Hasta la victoria siempre, Che querido.
Haydee
Che: ¿dónde te puedo escribir? Me dirás que a cualquier parte, a un minero boliviano, a una madre peruana, al guerrillero que está o no está pero estará. Todo esto lo sé, Che, tú mismo me lo enseñaste, y además esta carta no sería para ti. Cómo decirte que nunca había llorado tanto desde la noche en que mataron a Frank, y eso que esta vez no lo creía. Todos estaban seguros, y yo decía: no es posible, una bala no puede terminar el infinito, Fidel y tú tienen que vivir, si ustedes no viven, cómo vivir. Hace catorce años veo morir a seres tan inmensamente queridos, que hoy me siento cansada de vivir, creo que ya he vivido demasiado, el sol no lo veo tan bello, la palma, no siento placer en verla; a veces, como ahora, a pesar de gustarme tanto la vida, que por esas dos cosas vale la pena abrir los ojos cada mañana, siento deseos de tenerlos cerrados como ellos, como tú. Cómo puede ser cierto, este continente no merece eso; con tus ojos abiertos, América Latina tenía su camino pronto. Che, lo único que pudo consolarme es haber ido, pero no fui, junto a Fidel estoy, he hecho siempre lo que él desee que yo haga. ¿Te acuerdas?, me lo prometiste en la Sierra, me dijiste: no extrañarás el café, tendremos mate. No tenías fronteras, pero me prometiste que me llamarías cuando fuera en tu Argentina, y cómo lo esperaba, sabía bien que lo cumplirías. Ya no puede ser, no pudiste, no pude. Fidel lo dijo, tiene que ser verdad, qué tristeza. No podía decir “Che”, tomaba fuerzas y decía “Ernesto Guevara”, así se lo comunicaba al pueblo, a tu pueblo.

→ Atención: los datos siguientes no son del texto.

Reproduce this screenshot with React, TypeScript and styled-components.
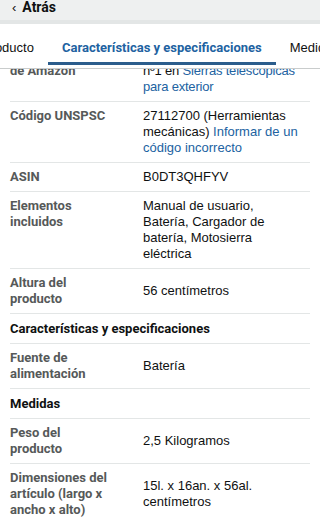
import React, { useLayoutEffect, useRef } from 'react';
import styled, { createGlobalStyle } from 'styled-components';

const GlobalStyle = createGlobalStyle`
  html, body {
    margin: 0;
    padding: 0;
    background: #ffffff;
  }
  body {
    font-family: "Liberation Sans", Arial, sans-serif;
    color: #0f1111;
    -webkit-font-smoothing: antialiased;
  }
`;

const boldFont = `Roboto, "Liberation Sans", Arial, sans-serif`;

const Screen = styled.div`
  width: 320px;
  height: 520px;
  display: flex;
  flex-direction: column;
  overflow: hidden;
`;

const TopBar = styled.div`
  flex: none;
  height: 14px;
  display: flex;
  align-items: center;
  gap: 6px;
  padding: 0 12px 6px;
  background: #eef0f0;
  border-bottom: 4px solid #e3e6e6;
`;

const BackChevron = styled.span`
  font-size: 13px;
  color: #0f1111;
  line-height: 1;
`;

const BackLabel = styled.span`
  font-family: ${boldFont};
  font-size: 14px;
  font-weight: 700;
  color: #0f1111;
`;

const TabStrip = styled.div`
  flex: none;
  height: 44px;
  display: flex;
  align-items: stretch;
  white-space: nowrap;
  overflow-x: auto;
  scrollbar-width: none;
  background: #ffffff;
  border-bottom: 1px solid #c9cccc;
  &::-webkit-scrollbar {
    display: none;
  }
`;

const Tab = styled.div<{ $active?: boolean }>`
  flex: none;
  display: flex;
  align-items: center;
  padding: 8px 14px 0;
  font-family: ${p => (p.$active ? boldFont : 'inherit')};
  font-size: 13px;
  font-weight: ${p => (p.$active ? 700 : 400)};
  color: ${p => (p.$active ? '#2162a1' : '#0f1111')};
  border-bottom: 3px solid ${p => (p.$active ? '#2b5d8c' : 'transparent')};
  margin-bottom: 3px;
`;

const Content = styled.div`
  flex: 1;
  overflow: hidden;
  padding: 0 10px;
`;

const Row = styled.div`
  display: grid;
  grid-template-columns: 133px 1fr;
  padding: 6px 0;
  border-bottom: 1px solid #e3e6e6;
  font-size: 13px;
  line-height: 16px;
`;

const Label = styled.div`
  align-self: start;
  padding-right: 28px;
  font-family: ${boldFont};
  font-weight: 700;
  color: #565959;
`;

const Value = styled.div<{ $tight?: boolean }>`
  align-self: center;
  padding-right: 10px;
  color: #0f1111;
  letter-spacing: ${p => (p.$tight ? '-0.2px' : 'normal')};
`;

const Link = styled.span`
  color: #2162a1;
`;

const SectionTitle = styled.div`
  padding: 6px 0;
  border-bottom: 1px solid #e3e6e6;
  font-family: ${boldFont};
  font-size: 13px;
  line-height: 17px;
  font-weight: 700;
  color: #0f1111;
`;

type Spec = { label: string; value: React.ReactNode; tight?: boolean };

const general: Spec[] = [
  {
    label: 'Clasificación en los más vendidos de Amazon',
    tight: true,
    value: (
      <>
        nº7.529 en Bricolaje y herramientas
        <br />
        nº1 en <Link>Sierras telescópicas para exterior</Link>
      </>
    ),
  },
  {
    label: 'Código UNSPSC',
    value: (
      <>
        27112700 (Herramientas mecánicas) <Link>Informar de un código incorrecto</Link>
      </>
    ),
  },
  { label: 'ASIN', value: 'B0DT3QHFYV' },
  { label: 'Elementos incluidos', value: 'Manual de usuario, Batería, Cargador de batería, Motosierra eléctrica' },
  { label: 'Altura del producto', value: '56 centímetros' },
];

const features: Spec[] = [{ label: 'Fuente de alimentación', value: 'Batería' }];

const measures: Spec[] = [
  { label: 'Peso del producto', value: '2,5 Kilogramos' },
  { label: 'Dimensiones del artículo (largo x ancho x alto)', value: '15l. x 16an. x 56al. centímetros' },
];

const SpecRows: React.FC<{ items: Spec[]; firstRef?: React.Ref<HTMLDivElement> }> = ({ items, firstRef }) => (
  <>
    {items.map((s, i) => (
      <Row key={s.label} ref={i === 0 ? firstRef : undefined}>
        <Label>{s.label}</Label>
        <Value $tight={s.tight}>{s.value}</Value>
      </Row>
    ))}
  </>
);

const App: React.FC = () => {
  const stripRef = useRef<HTMLDivElement>(null);
  const activeRef = useRef<HTMLDivElement>(null);
  const contentRef = useRef<HTMLDivElement>(null);
  const rankRef = useRef<HTMLDivElement>(null);

  // restore the scroll positions the screen was captured at
  useLayoutEffect(() => {
    if (stripRef.current && activeRef.current) {
      stripRef.current.scrollLeft = activeRef.current.offsetLeft - stripRef.current.offsetLeft - 48;
    }
    if (contentRef.current && rankRef.current) {
      const c = contentRef.current;
      const r = rankRef.current;
      const rowBottom = r.offsetTop - c.offsetTop + r.offsetHeight;
      c.scrollTop = rowBottom - (102 - c.offsetTop);
    }
  }, []);

  return (
    <>
      <GlobalStyle />
      <Screen>
        <TopBar>
          <BackChevron>‹</BackChevron>
          <BackLabel>Atrás</BackLabel>
        </TopBar>
        <TabStrip ref={stripRef}>
          <Tab>Acerca de este producto</Tab>
          <Tab ref={activeRef} $active>
            Características y especificaciones
          </Tab>
          <Tab>Medidas</Tab>
          <Tab>Opiniones</Tab>
        </TabStrip>
        <Content ref={contentRef}>
          <SpecRows items={general} firstRef={rankRef} />
          <SectionTitle>Características y especificaciones</SectionTitle>
          <SpecRows items={features} />
          <SectionTitle>Medidas</SectionTitle>
          <SpecRows items={measures} />
        </Content>
      </Screen>
    </>
  );
};

export default App;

Qué tristeza tan profunda, lloraba por el pueblo, por Fidel, por ti, porque ya no puedo. Después, en la velada, este gran pueblo no sabía qué grados te pondría Fidel. Te los puso: artista. Yo pensaba que todos los grados eran pocos, chicos, y Fidel, como siempre, encontró los verdaderos: todo lo que creaste fue perfecto, pero hiciste una creación única, te hiciste a ti mismo, demostraste cómo es posible ese hombre nuevo, todos veríamos así que ese hombre nuevo es la realidad, porque existe, eres tú. Qué más puedo decirte, Che. Si supiera, como tú, decir las cosas. De todas maneras, una vez me escribiste: “Veo que te has convertido en una literata con dominio de la síntesis, pero te confieso que como más me gustas es en un día de año nuevo, con todos los fusibles disparados y tirando cañonazos a la redonda. Esa imagen y la de la Sierra (hasta nuestras peleas de aquellos días me son gratas en el recuerdo) son las que llevaré de ti para uso propio”. Por eso no podré escribir nunca nada de ti y tendrás siempre ese recuerdo.
Hasta la victoria siempre, Che querido.